## What you should do
Leave out any picture and return the remaining listing below exactly as given.

## Supplied information
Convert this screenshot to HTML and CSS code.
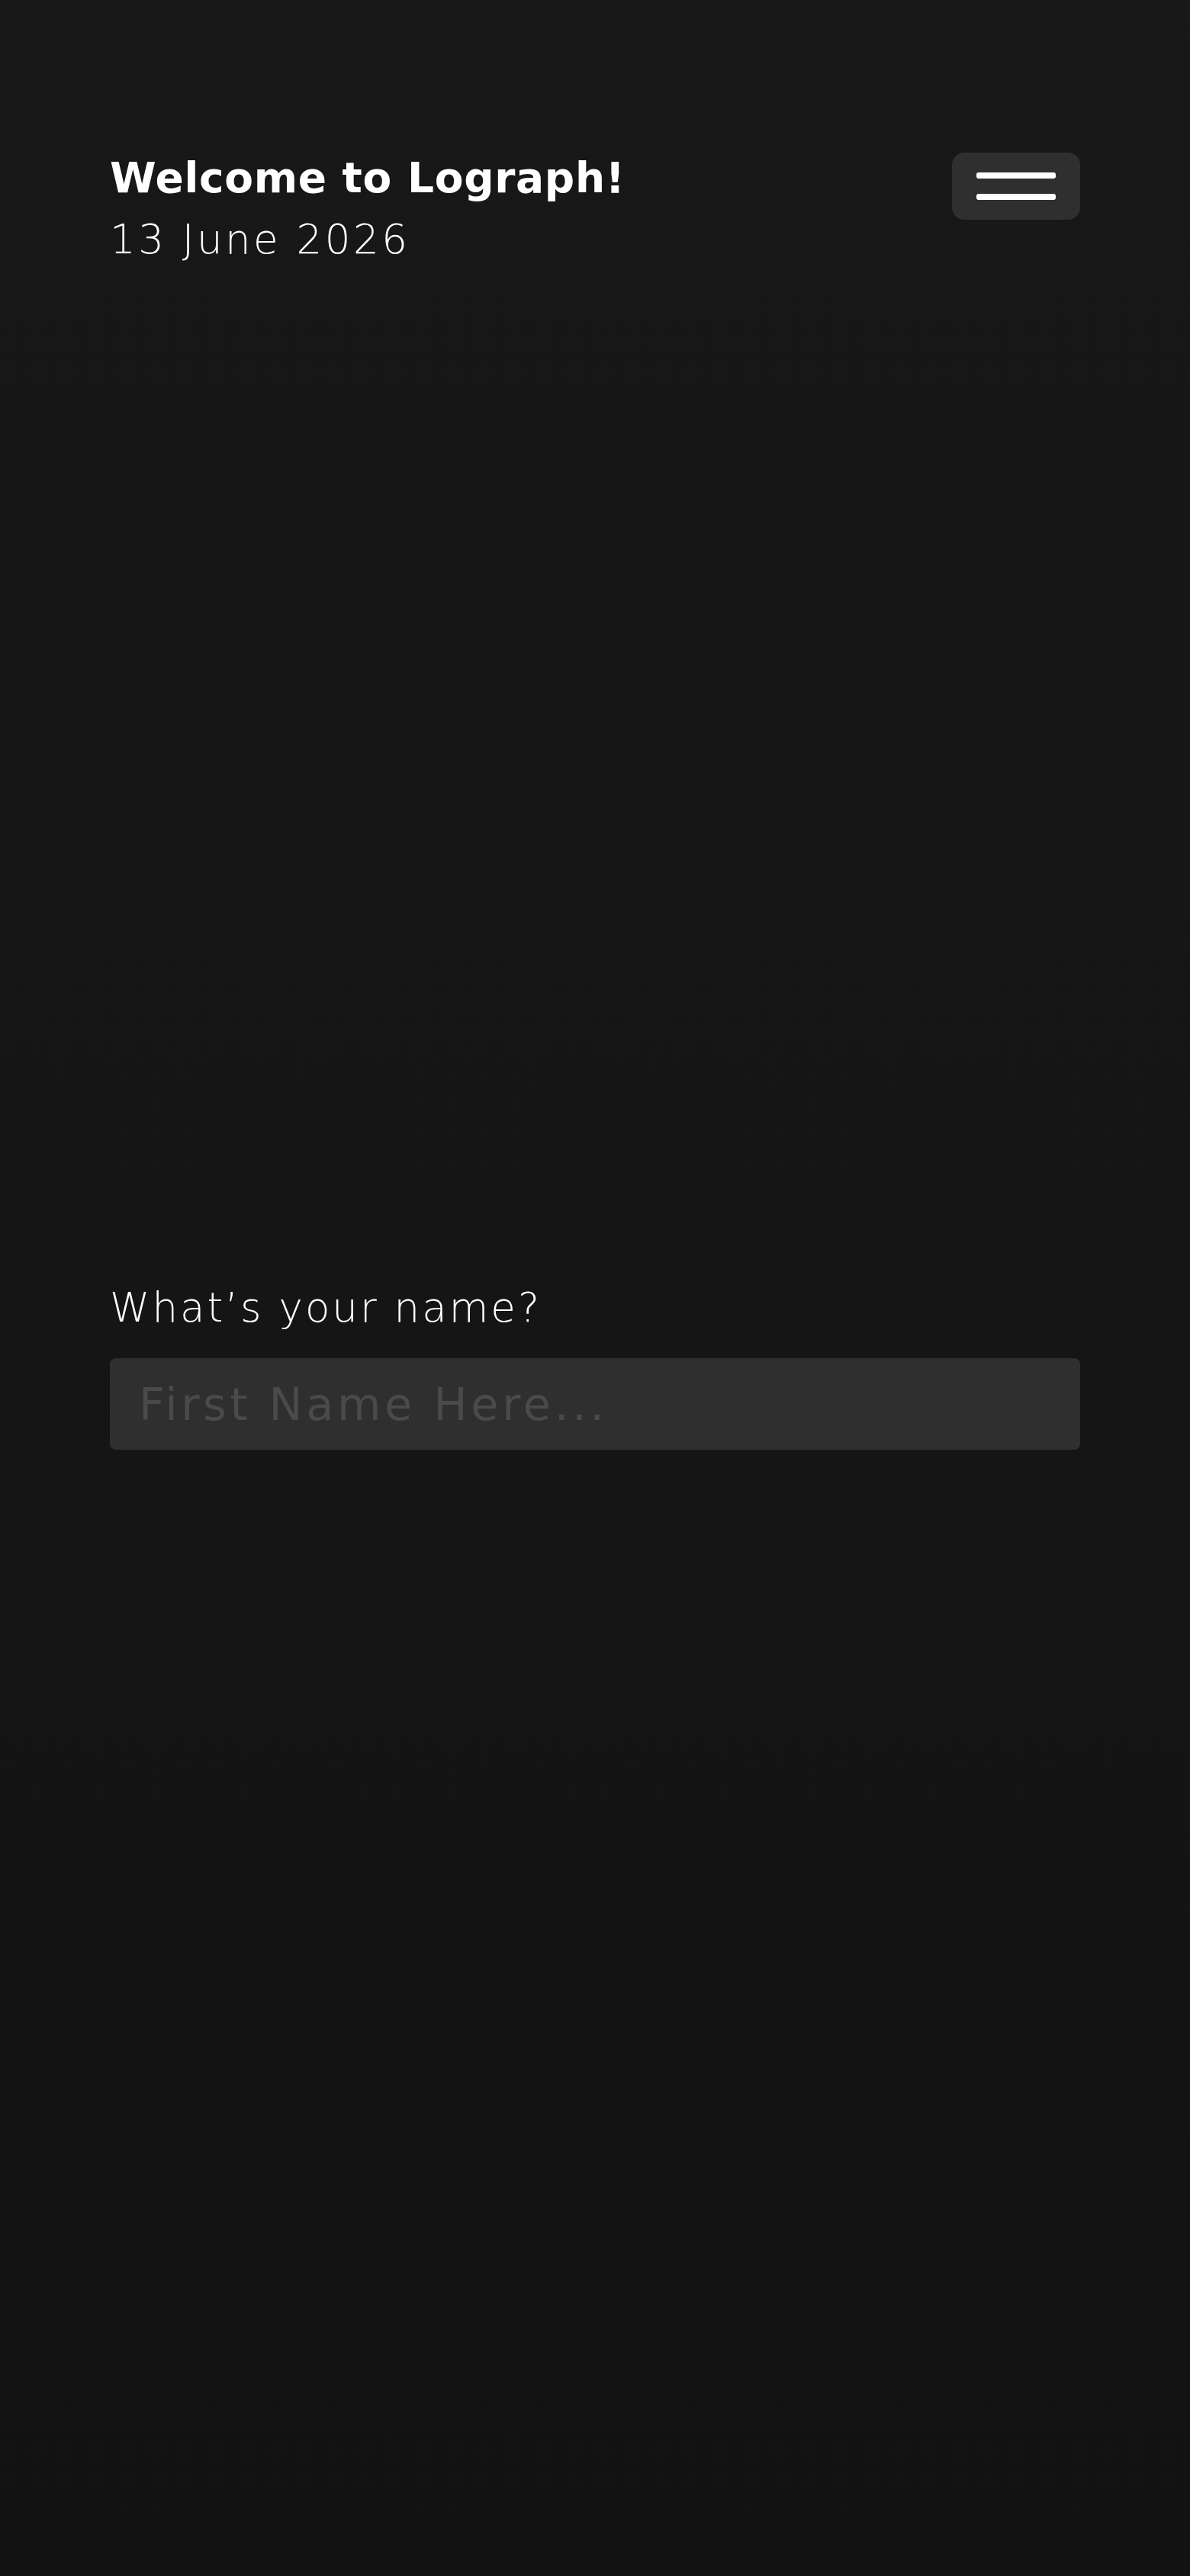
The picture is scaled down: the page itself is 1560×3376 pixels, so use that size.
FILE: index.html
```html
<!DOCTYPE html>
<html lang="en">
<head>
<meta charset="utf-8">
<title>Lograph</title>
<link rel="stylesheet" href="styles.css">
</head>
<body>
<main class="page">
  <header class="top">
    <div class="greeting">
      <h1 class="title">Welcome to Lograph!</h1>
      <p class="date">13 June 2026</p>
    </div>
    <button class="menu" type="button" aria-label="Menu">
      <span class="bar"></span>
      <span class="bar"></span>
    </button>
  </header>
  <section class="name-form">
    <label class="label" for="first-name">What’s your name?</label>
    <input class="field" id="first-name" type="text" placeholder="First Name Here...">
  </section>
</main>
</body>
</html>
```
FILE: styles.css
```css
html, body {
  margin: 0;
  padding: 0;
}
body {
  min-height: 3376px;
  background: linear-gradient(to bottom, #181818 0%, #151515 50%, #121212 100%);
  color: #ffffff;
  font-family: "DejaVu Sans", "Noto Sans", sans-serif;
}
.page {
  padding: 200px 144px 0 144px;
}
.top {
  display: flex;
  justify-content: space-between;
  align-items: flex-start;
}
.title {
  margin: 0;
  font-size: 55px;
  line-height: 66px;
  font-weight: 700;
  letter-spacing: 0.7px;
}
.date {
  margin: 16px 0 0 0;
  font-size: 53px;
  line-height: 64px;
  font-weight: 300;
  letter-spacing: 3.5px;
}
.menu {
  width: 168px;
  height: 88px;
  border: 0;
  border-radius: 16px;
  background: #2f2f2f;
  padding: 0;
  display: flex;
  flex-direction: column;
  align-items: center;
  justify-content: center;
  gap: 20px;
}
.bar {
  display: block;
  width: 104px;
  height: 8px;
  border-radius: 3px;
  background: #ffffff;
}
.name-form {
  margin-top: 1336px;
  display: flex;
  flex-direction: column;
}
.label {
  font-size: 53px;
  line-height: 64px;
  font-weight: 300;
  letter-spacing: 3px;
  margin-bottom: 34px;
}
.field {
  box-sizing: border-box;
  width: 100%;
  height: 120px;
  margin: 0;
  border: 0;
  outline: none;
  border-radius: 8px;
  background: #2f2f2f;
  padding: 0 0 0 38px;
  color: #ffffff;
  font-family: "DejaVu Sans", "Noto Sans", sans-serif;
  font-size: 59px;
  letter-spacing: 4.6px;
}
.field::placeholder {
  color: #4a4a4a;
}
```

## Finished exercise
Convert this screenshot to HTML and CSS code.
The picture is scaled down: the page itself is 1560×3376 pixels, so use that size.
FILE: index.html
```html
<!DOCTYPE html>
<html lang="en">
<head>
<meta charset="utf-8">
<title>Lograph</title>
<link rel="stylesheet" href="styles.css">
</head>
<body>
<main class="page">
  <header class="top">
    <div class="greeting">
      <h1 class="title">Welcome to Lograph!</h1>
      <p class="date">13 June 2026</p>
    </div>
    <button class="menu" type="button" aria-label="Menu">
      <span class="bar"></span>
      <span class="bar"></span>
    </button>
  </header>
  <section class="name-form">
    <label class="label" for="first-name">What’s your name?</label>
    <input class="field" id="first-name" type="text" placeholder="First Name Here...">
  </section>
</main>
</body>
</html>
```
FILE: styles.css
```css
html, body {
  margin: 0;
  padding: 0;
}
body {
  min-height: 3376px;
  background: linear-gradient(to bottom, #181818 0%, #151515 50%, #121212 100%);
  color: #ffffff;
  font-family: "DejaVu Sans", "Noto Sans", sans-serif;
}
.page {
  padding: 200px 144px 0 144px;
}
.top {
  display: flex;
  justify-content: space-between;
  align-items: flex-start;
}
.title {
  margin: 0;
  font-size: 55px;
  line-height: 66px;
  font-weight: 700;
  letter-spacing: 0.7px;
}
.date {
  margin: 16px 0 0 0;
  font-size: 53px;
  line-height: 64px;
  font-weight: 300;
  letter-spacing: 3.5px;
}
.menu {
  width: 168px;
  height: 88px;
  border: 0;
  border-radius: 16px;
  background: #2f2f2f;
  padding: 0;
  display: flex;
  flex-direction: column;
  align-items: center;
  justify-content: center;
  gap: 20px;
}
.bar {
  display: block;
  width: 104px;
  height: 8px;
  border-radius: 3px;
  background: #ffffff;
}
.name-form {
  margin-top: 1336px;
  display: flex;
  flex-direction: column;
}
.label {
  font-size: 53px;
  line-height: 64px;
  font-weight: 300;
  letter-spacing: 3px;
  margin-bottom: 34px;
}
.field {
  box-sizing: border-box;
  width: 100%;
  height: 120px;
  margin: 0;
  border: 0;
  outline: none;
  border-radius: 8px;
  background: #2f2f2f;
  padding: 0 0 0 38px;
  color: #ffffff;
  font-family: "DejaVu Sans", "Noto Sans", sans-serif;
  font-size: 59px;
  letter-spacing: 4.6px;
}
.field::placeholder {
  color: #4a4a4a;
}
```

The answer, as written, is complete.